Why You Can’t Use Your Health Savings for These 5 Common Items
By Catherine Reed | Originally posted on Inkl
HSAs feel like a cheat code until a receipt gets questioned and you realize “health-related” isn’t the same as “HSA-eligible.” A lot of people are hearing about an HSA overhaul for 2026 and assuming it changes what you can buy, but most of the confusion comes from eligibility expansions, not a brand-new shopping list of items. The rules still hinge on whether something is a qualified medical expense under IRS standards, not whether it looks like wellness. If you use HSA funds on ineligible purchases, you can trigger taxes and potential penalties, which turns a “smart” move into an expensive one. Here are five everyday items people try to swipe with an HSA that still commonly do not qualify unless very specific conditions apply.
1. Gym Memberships and Fitness Classes (Even After the HSA Overhaul)
Gym fees usually feel like health spending, but they’re typically considered general wellness and not a qualified medical expense. Even if the workout helps you, the IRS standard generally requires medical care, not preventive lifestyle spending. If you’re hearing the HSA overhaul made fitness automatically eligible, slow down, because that’s a common myth that spreads when policy headlines get simplified. In rare cases, a structured program can qualify when it’s tied to treating a specific diagnosed condition and properly documented, but the default is still “not eligible.” Your safer play is to keep gym costs in your regular budget and use HSA dollars for clearly qualified care instead.
2. Daily Vitamins, Supplements, and “Immune Boosters”
Most everyday vitamins and supplements are treated as general health items, which usually makes them ineligible. People assume “doctor recommended” equals eligible, but recommendations are not the same as treating a diagnosed medical condition with documentation. If you’re taking a supplement as part of a specific treatment plan, you may need supporting paperwork to justify it as a medical expense. This matters in 2026 because the HSA overhaul chatter can nudge people into swiping the HSA card for things that still do not meet the standard. When in doubt, separate “wellness routine” purchases from true medical expenses to avoid a nasty surprise later.

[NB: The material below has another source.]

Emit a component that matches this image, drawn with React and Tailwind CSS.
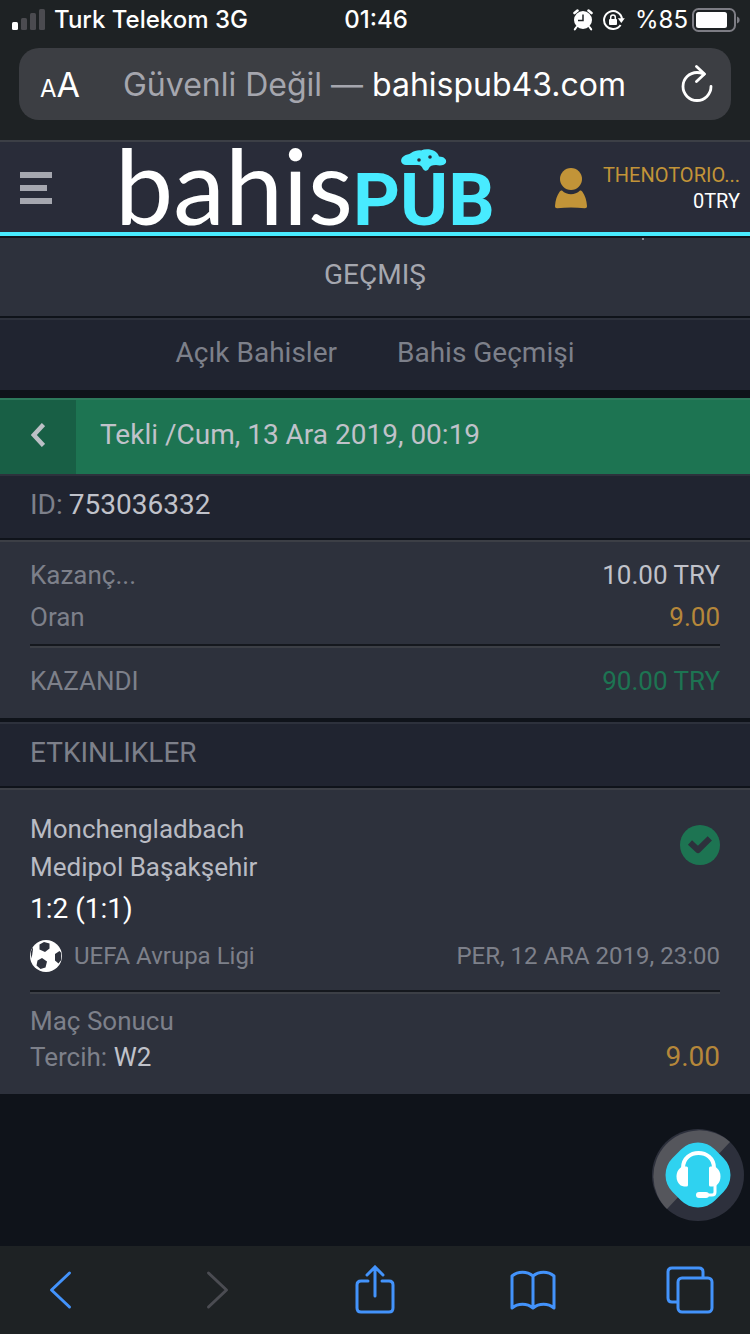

3. Toiletries and Personal Hygiene Basics
Toothpaste, shampoo, deodorant, soap, and similar items are usually considered personal hygiene, not medical care. The packaging might sit near “health” products, but the category is still typically non-reimbursable. Some people get tripped up because certain OTC health items are eligible while personal care items next to them are not. If you’ve been assuming the HSA overhaul changes this line, it generally does not, because the distinction is about medical necessity and classification, not convenience. A quick habit that helps is to treat drugstore-style “toiletries” as off-limits unless you can clearly explain the medical purpose.